Pakistan has proposed sharing more intelligence with Afghanistan following increasing attacks by the Taleban.
Taleban forces are blamed for recent attacks
Pakistan Foreign Minister Khurshid Kasuri put forward the idea during two days of talks in Kabul, he told journalists on Friday.
On Thursday Afghan President Hamid Karzai said there needed to be more trust between his country and Pakistan.
In further violence in the south-east of the country, a US base has come under rocket attack.
Mr Kasuri's visit comes at a time when relations between the two countries have been under increasing strain.
Afghan leaders accuse Islamabad of not doing enough to stop the Taleban and al-Qaeda from regrouping on Pakistani soil.
And attacks against Afghan and US forces in Afghanistan have increased significantly recently.
Mr Kasuri called for more co-operation between Islamabad and Kabul.
"I suggested there's a need for much greater interaction between the intelligence agencies of the two countries so some things can be pre-empted,", he told reporters.

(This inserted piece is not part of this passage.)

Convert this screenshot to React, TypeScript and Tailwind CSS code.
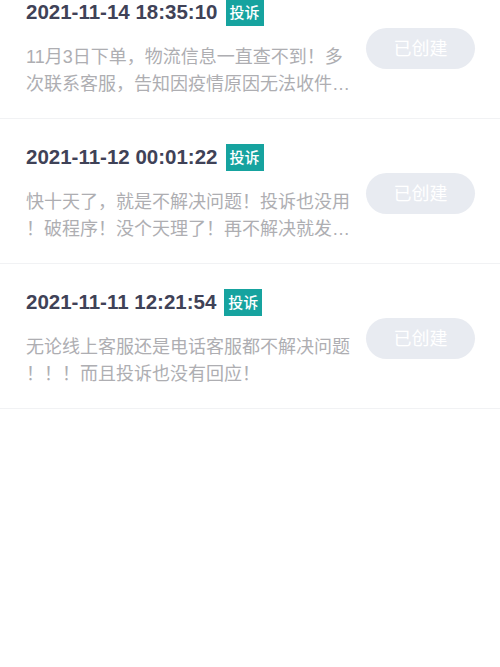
import React from "react";

const complaints = [
  {
    time: "2021-11-14 18:35:10",
    content:
      "11月3日下单，物流信息一直查不到！多次联系客服，告知因疫情原因无法收件，一直拖着没有任何处理结果。",
  },
  {
    time: "2021-11-12 00:01:22",
    content:
      "快十天了，就是不解决问题！投诉也没用！破程序！没个天理了！再不解决就发到网上让大家都看看！",
  },
  {
    time: "2021-11-11 12:21:54",
    content: "无论线上客服还是电话客服都不解决问题！！！而且投诉也没有回应！",
  },
];

export default function App() {
  return (
    <div
      className="min-h-[667px] bg-white overflow-hidden"
      style={{ fontFamily: '"Liberation Sans", "Noto Sans CJK SC", sans-serif' }}
    >
      <div className="-mt-[26px] flex flex-col">
        {complaints.map((item) => (
          <div
            key={item.time}
            className="flex items-center gap-[15px] pl-[26px] pr-[26px] pt-[25px] pb-[20px] border-b border-[#f1f2f4]"
          >
            <div className="w-[325px] shrink-0">
              <div className="flex items-center h-[27px]">
                <span className="text-[20.5px] leading-none font-bold text-[#3f4257]">
                  {item.time}
                </span>
                <span className="ml-[8px] h-[27px] px-[4px] flex items-center bg-[#16a39f] text-white text-[15px] font-medium leading-none">
                  投诉
                </span>
              </div>
              <p className="mt-[18px] text-[18px] leading-[27px] text-[#aeaeb2] line-clamp-2 [line-break:anywhere]">
                {item.content}
              </p>
            </div>
            <button className="w-[109px] h-[41px] shrink-0 rounded-full bg-[#e8ebf1] text-white text-[18px] leading-none">
              已创建
            </button>
          </div>
        ))}
      </div>
    </div>
  );
}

Afghan President Karzai wants more trust with Pakistan
"Because if the Afghans have prior knowledge, they can share it with the CIA. But it'll be much better if they share it with us directly," he said.
His comments came as it emerged that a US military base in the south-eastern district of Zormat was hit by rockets on Thursday, the AFP news agency reported.
A US soldier died after another attack in the region on Wednesday. The US military authorities have not said who they believe was responsible.
The past week has been one of the bloodiest in Afghanistan since the Taleban were toppled by US-led forces in 2001.
Dozens of militants and Afghan troops and police have died in a series of clashes in the south and east.
There have been repeated Afghan accusations that the violence in the south-east of the country, widely blamed on Taleban supporters, is being instigated by elements across the border in Pakistan.
Mr Kasuri denied vigorously that Pakistan had any motive to destabilise Afghanistan and he repeated that Pakistan was a firm supporter of the US war on terror.
On other matters, the Pakistani foreign minister said that Islamabad intended soon to begin upgrading the main road between Kabul and the Pakistani border at the Khyber Pass.
Islamabad has also said it intends to build a railway linking the city of Kandahar with Pakistan's rail network, to provide better access for Afghan and Central Asian goods to the port of Karachi.